As with any project, there will be challenges. I anticipate that my own limitations in technology will be an issue, as will recruitment in the early stages of the project. As for the technological issues, I have designed a scholarship for the mobile application so that I can both give back to the university, but also so that I can devote my time to the website. Should there be problems beyond that, I am not too proud to ask for assistance and get my hands dirty! As for recruitment, I have set aside money in the budget for a reward for participants. There will be a raffle (for those who choose to enter) of 20-$50 gift cards. Any unforeseen problems will be handled with care and patience, and with the help of my faculty advisor.

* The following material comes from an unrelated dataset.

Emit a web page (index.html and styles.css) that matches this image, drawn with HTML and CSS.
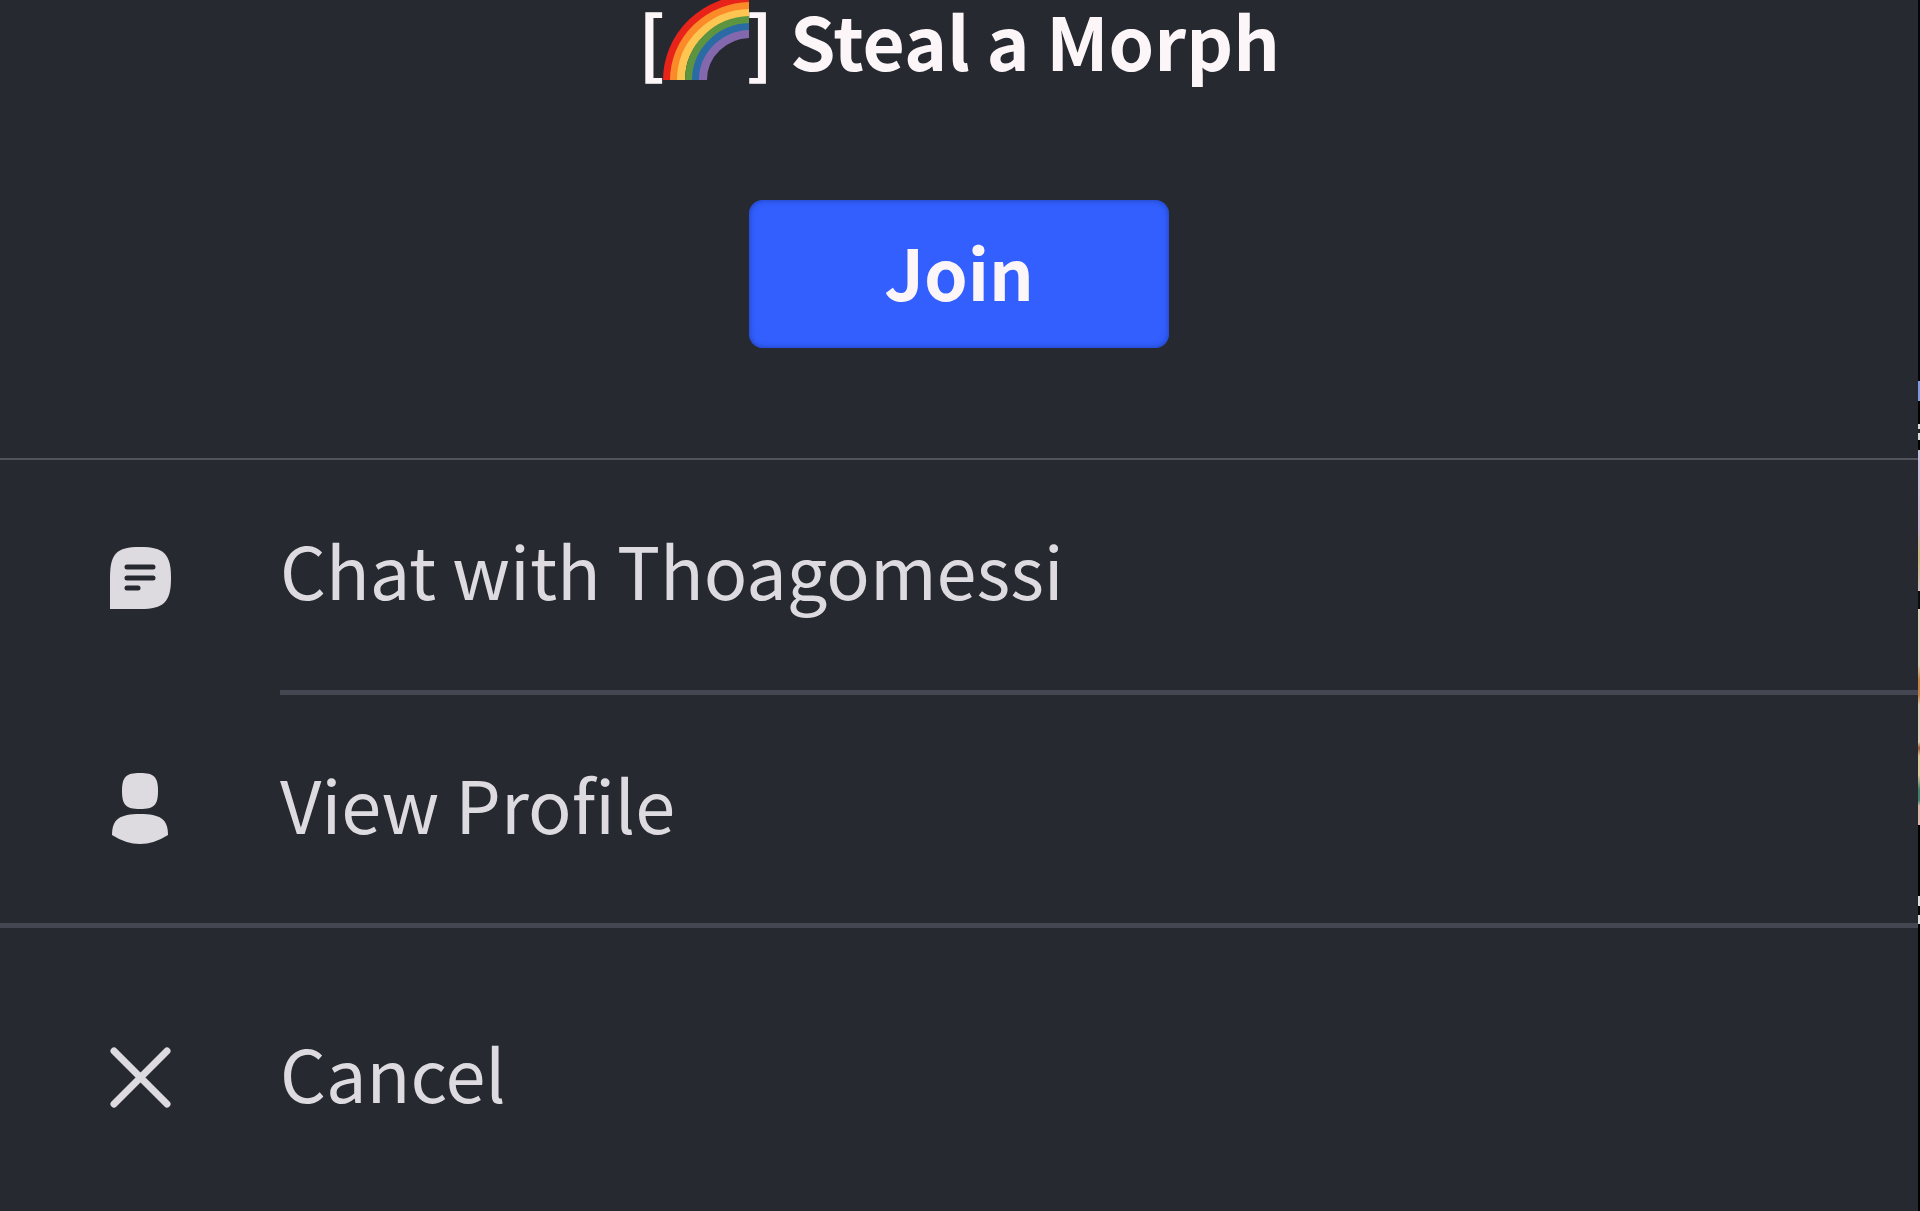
FILE: index.html
```html
<!DOCTYPE html>
<html lang="en">
<head>
	<meta charset="UTF-8">
	<meta name="viewport" content="width=device-width, initial-scale=1">
	<title>Steal a Morph</title>
	<link rel="stylesheet" href="styles.css">
</head>
<body>
	<main class="sheet">
		<section class="game">
			<h1 class="game-title">
				<span>[</span>
				<svg class="rainbow" viewBox="0 0 86 80" role="img" aria-label="Rainbow">
					<g fill="none" stroke-width="8">
						<path stroke="#e8231a" d="M4 80A84 81 0 0 1 88 -1"/>
						<path stroke="#fb8a28" d="M11 80A77 74 0 0 1 88 6"/>
						<path stroke="#fdc653" d="M18 80A70 67 0 0 1 88 13"/>
						<path stroke="#5c9440" d="M26 80A62 60 0 0 1 88 20"/>
						<path stroke="#2a6ba6" d="M33 80A55 53 0 0 1 88 27"/>
						<path stroke="#8468ae" d="M40 80A48 46 0 0 1 88 34"/>
					</g>
				</svg>
				<span>] Steal a Morph</span>
			</h1>
			<button class="join" type="button">Join</button>
		</section>
		<nav class="menu">
			<button class="item chat" type="button">
				<svg class="icon" viewBox="0 0 72 72" aria-hidden="true">
					<path fill="#dddbe0" d="M6 67V36C6 12 12 5 36 5S67 12 67 36S60 67 36 67Z"/>
					<path stroke="#262930" stroke-width="5" stroke-linecap="round" d="M23 25H49M23 36H49M23 46H34"/>
				</svg>
				<span class="label">Chat with Thoagomessi</span>
			</button>
			<button class="item profile" type="button">
				<svg class="icon" viewBox="0 0 72 72" aria-hidden="true">
					<path fill="#dddbe0" d="M18 18C18 4 22 0 36 0S54 4 54 18S50 36 36 36S18 32 18 18Z"/>
					<path fill="#dddbe0" d="M8 62C8 46 16 41 36 41S64 46 64 62Q50 71 36 71T8 62Z"/>
				</svg>
				<span class="label">View Profile</span>
			</button>
			<button class="item cancel" type="button">
				<svg class="icon" viewBox="0 0 72 72" aria-hidden="true">
					<path stroke="#dddbe0" stroke-width="7" stroke-linecap="round" d="M10 9L63 62M63 9L10 62"/>
				</svg>
				<span class="label">Cancel</span>
			</button>
		</nav>
	</main>
	<div class="edge"></div>
</body>
</html>
```

FILE: styles.css
```css
* {
	box-sizing: border-box;
}

body {
	margin: 0;
	min-height: 100vh;
	display: flex;
	background: #262930;
	color: #dddbe0;
	font-family: "Noto Sans CJK SC", "Noto Sans", sans-serif;
}

button {
	border: 0;
	margin: 0;
	background: none;
	color: inherit;
	font: inherit;
	cursor: pointer;
}

.sheet {
	flex: 1;
	display: flex;
	flex-direction: column;
}

/* strip of the page that shows past the sheet */
.edge {
	width: 2px;
	background: linear-gradient(
		#05060a 381px,
		#7d9be0 381px 401px,
		#000 401px 424px,
		#ddd 424px 429px,
		#222 429px 433px,
		#ddd 433px 440px,
		#000 440px 450px,
		#c9c4dc 450px,
		#cdb0cc 530px,
		#c8b878 555px,
		#d8bfc4 591px,
		#0c0c0c 591px 609px,
		#ddd2b8 609px 665px,
		#c98a48 680px,
		#c98a48 695px,
		#ddd2b8 705px 742px,
		#a0603c 748px,
		#ddcf9c 756px 775px,
		#3f8468 790px,
		#3f8468 800px,
		#dcb8a8 806px 825px,
		#000 825px 896px,
		#ddd 896px 906px,
		#000 906px 915px,
		#ddd 915px 924px,
		#000 924px
	);
}

.game {
	display: flex;
	flex-direction: column;
	align-items: center;
	padding-bottom: 110px;
	border-bottom: 2px solid #50525c;
}

.game-title {
	display: flex;
	margin: 0;
	color: #fdf6f9;
	font-size: 73px;
	font-weight: 700;
	line-height: 78px;
	white-space: pre;
}

.rainbow {
	width: 86px;
	height: 80px;
	margin: 0 -3px;
}

.join {
	width: 420px;
	height: 148px;
	margin-top: 120px;
	padding: 0 0 6px;
	border-radius: 14px;
	background: #335fff;
	box-shadow: inset 0 0 6px #1c3fb0;
	color: #fdf6f9;
	font-size: 70px;
	font-weight: 700;
	line-height: 88px;
}

.menu {
	flex: 1;
	display: flex;
	flex-direction: column;
}

.item {
	display: flex;
	align-items: center;
	gap: 104px;
	height: 235px;
	padding: 0 0 0 104px;
	text-align: left;
}

.icon {
	width: 72px;
	height: 72px;
	flex: none;
	fill: none;
}

.label {
	flex: 1;
	align-self: stretch;
	display: flex;
	align-items: center;
	padding-bottom: 12px;
	font-size: 72px;
	line-height: 88px;
}

.chat .label {
	border-bottom: 5px solid #444651;
}

.profile {
	height: 233px;
	border-bottom: 5px solid #444651;
}

.cancel {
	flex: 1;
	padding-top: 16px;
}
```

I started down this path because of my own personal outrage at court cases like those involving Ke$ha, rapist Brock Turner and the Steubenville rape. In those stories I saw human beings who, like me, had had their bodily autonomy fractured and I saw the incredible strength of the survivors. It is with all of this in mind that I submit this project statement, in hopes that I might be the leader that my time at Ohio State has prepared me to be.
This project is more than just an opportunity to be the change I want to see in the world. It is the springboard I will use to further my career goals and ambitions. With graduation pending, I am applying to law schools around the country. It is a degree in criminal law which will afford me the honor of upholding justice and running for District Attorney. As District Attorney, I will continue the work I humbly began with my blog: fostering awareness and open dialogue between peoples of different backgrounds. I carry this one piece of truth with me each day, as both the inspiration for my passions, and also as the compass with which I make my decisions:

“Unless someone like you cares a whole awful lot, nothing is going to get better. It’s not.” (Seuss, Dr. The Lorax. New York: Random House, 1971.)